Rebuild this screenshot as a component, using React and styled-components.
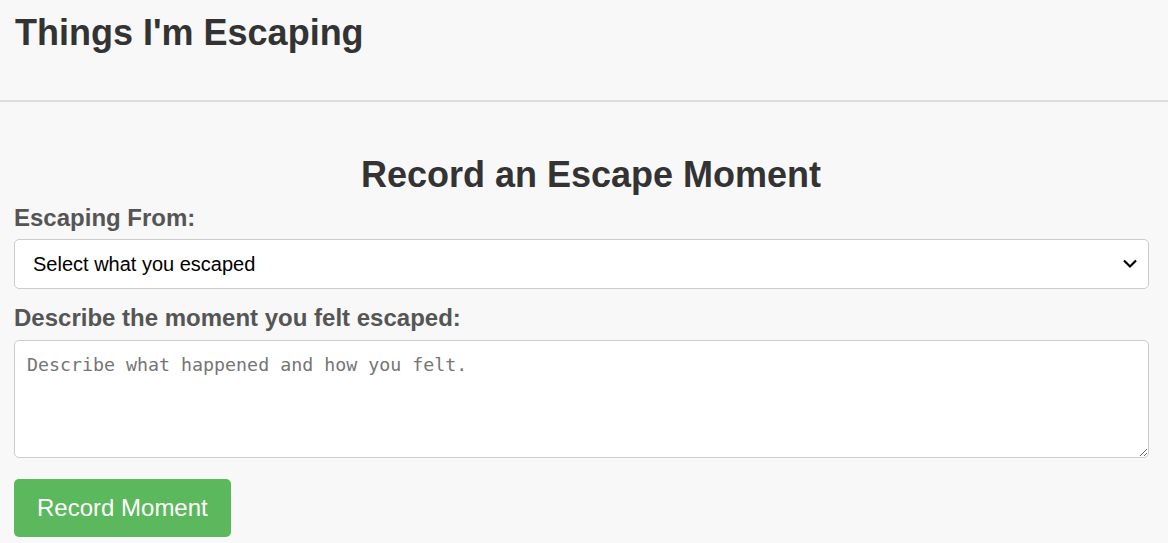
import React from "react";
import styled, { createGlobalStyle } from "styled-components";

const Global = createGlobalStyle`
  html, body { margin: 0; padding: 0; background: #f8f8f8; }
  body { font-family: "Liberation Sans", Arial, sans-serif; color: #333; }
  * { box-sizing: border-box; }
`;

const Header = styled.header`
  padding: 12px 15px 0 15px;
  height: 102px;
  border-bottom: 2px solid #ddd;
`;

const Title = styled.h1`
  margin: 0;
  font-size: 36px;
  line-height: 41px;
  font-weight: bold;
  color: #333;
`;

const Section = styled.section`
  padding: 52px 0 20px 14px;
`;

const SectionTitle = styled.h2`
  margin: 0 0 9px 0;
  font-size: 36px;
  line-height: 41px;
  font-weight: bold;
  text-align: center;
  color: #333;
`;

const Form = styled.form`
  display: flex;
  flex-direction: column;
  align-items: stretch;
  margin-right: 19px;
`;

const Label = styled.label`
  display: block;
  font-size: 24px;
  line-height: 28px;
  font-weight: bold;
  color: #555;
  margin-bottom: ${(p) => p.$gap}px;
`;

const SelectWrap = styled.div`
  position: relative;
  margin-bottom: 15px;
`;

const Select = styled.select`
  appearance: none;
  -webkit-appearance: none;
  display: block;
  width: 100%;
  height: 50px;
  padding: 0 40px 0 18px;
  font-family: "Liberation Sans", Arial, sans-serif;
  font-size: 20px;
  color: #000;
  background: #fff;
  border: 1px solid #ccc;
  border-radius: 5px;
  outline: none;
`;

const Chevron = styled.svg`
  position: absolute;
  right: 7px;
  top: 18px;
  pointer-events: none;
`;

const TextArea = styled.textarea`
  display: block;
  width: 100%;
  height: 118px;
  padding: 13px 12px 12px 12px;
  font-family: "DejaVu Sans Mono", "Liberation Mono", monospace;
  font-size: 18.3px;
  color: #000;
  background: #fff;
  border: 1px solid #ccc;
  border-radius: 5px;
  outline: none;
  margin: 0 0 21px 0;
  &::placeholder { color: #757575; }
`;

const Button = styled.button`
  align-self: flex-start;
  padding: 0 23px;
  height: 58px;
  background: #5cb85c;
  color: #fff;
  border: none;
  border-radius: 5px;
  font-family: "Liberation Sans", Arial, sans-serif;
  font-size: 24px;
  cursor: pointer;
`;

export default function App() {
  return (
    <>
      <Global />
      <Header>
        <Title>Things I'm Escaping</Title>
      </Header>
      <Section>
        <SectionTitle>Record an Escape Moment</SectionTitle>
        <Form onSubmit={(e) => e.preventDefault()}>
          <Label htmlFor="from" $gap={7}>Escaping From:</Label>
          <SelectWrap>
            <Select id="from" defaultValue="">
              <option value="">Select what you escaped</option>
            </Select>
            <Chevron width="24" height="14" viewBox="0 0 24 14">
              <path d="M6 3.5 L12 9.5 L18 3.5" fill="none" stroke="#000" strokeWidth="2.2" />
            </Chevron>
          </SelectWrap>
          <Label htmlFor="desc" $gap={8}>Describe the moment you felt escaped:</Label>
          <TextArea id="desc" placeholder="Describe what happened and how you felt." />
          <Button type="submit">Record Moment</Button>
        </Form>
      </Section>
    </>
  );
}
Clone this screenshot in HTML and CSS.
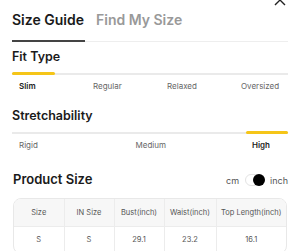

----

** What needs to be done **
All the records need to be repeated exactly, with the images dropped.

** Right answer **
Rebuild this screenshot as a component, using React and styled-components.
import React from "react";
import styled, { createGlobalStyle } from "styled-components";

const Global = createGlobalStyle`
  html, body { margin: 0; padding: 0; background: #f8f8f8; }
  body { font-family: "Liberation Sans", Arial, sans-serif; color: #333; }
  * { box-sizing: border-box; }
`;

const Header = styled.header`
  padding: 12px 15px 0 15px;
  height: 102px;
  border-bottom: 2px solid #ddd;
`;

const Title = styled.h1`
  margin: 0;
  font-size: 36px;
  line-height: 41px;
  font-weight: bold;
  color: #333;
`;

const Section = styled.section`
  padding: 52px 0 20px 14px;
`;

const SectionTitle = styled.h2`
  margin: 0 0 9px 0;
  font-size: 36px;
  line-height: 41px;
  font-weight: bold;
  text-align: center;
  color: #333;
`;

const Form = styled.form`
  display: flex;
  flex-direction: column;
  align-items: stretch;
  margin-right: 19px;
`;

const Label = styled.label`
  display: block;
  font-size: 24px;
  line-height: 28px;
  font-weight: bold;
  color: #555;
  margin-bottom: ${(p) => p.$gap}px;
`;

const SelectWrap = styled.div`
  position: relative;
  margin-bottom: 15px;
`;

const Select = styled.select`
  appearance: none;
  -webkit-appearance: none;
  display: block;
  width: 100%;
  height: 50px;
  padding: 0 40px 0 18px;
  font-family: "Liberation Sans", Arial, sans-serif;
  font-size: 20px;
  color: #000;
  background: #fff;
  border: 1px solid #ccc;
  border-radius: 5px;
  outline: none;
`;

const Chevron = styled.svg`
  position: absolute;
  right: 7px;
  top: 18px;
  pointer-events: none;
`;

const TextArea = styled.textarea`
  display: block;
  width: 100%;
  height: 118px;
  padding: 13px 12px 12px 12px;
  font-family: "DejaVu Sans Mono", "Liberation Mono", monospace;
  font-size: 18.3px;
  color: #000;
  background: #fff;
  border: 1px solid #ccc;
  border-radius: 5px;
  outline: none;
  margin: 0 0 21px 0;
  &::placeholder { color: #757575; }
`;

const Button = styled.button`
  align-self: flex-start;
  padding: 0 23px;
  height: 58px;
  background: #5cb85c;
  color: #fff;
  border: none;
  border-radius: 5px;
  font-family: "Liberation Sans", Arial, sans-serif;
  font-size: 24px;
  cursor: pointer;
`;

export default function App() {
  return (
    <>
      <Global />
      <Header>
        <Title>Things I'm Escaping</Title>
      </Header>
      <Section>
        <SectionTitle>Record an Escape Moment</SectionTitle>
        <Form onSubmit={(e) => e.preventDefault()}>
          <Label htmlFor="from" $gap={7}>Escaping From:</Label>
          <SelectWrap>
            <Select id="from" defaultValue="">
              <option value="">Select what you escaped</option>
            </Select>
            <Chevron width="24" height="14" viewBox="0 0 24 14">
              <path d="M6 3.5 L12 9.5 L18 3.5" fill="none" stroke="#000" strokeWidth="2.2" />
            </Chevron>
          </SelectWrap>
          <Label htmlFor="desc" $gap={8}>Describe the moment you felt escaped:</Label>
          <TextArea id="desc" placeholder="Describe what happened and how you felt." />
          <Button type="submit">Record Moment</Button>
        </Form>
      </Section>
    </>
  );
}
Clone this screenshot in HTML and CSS.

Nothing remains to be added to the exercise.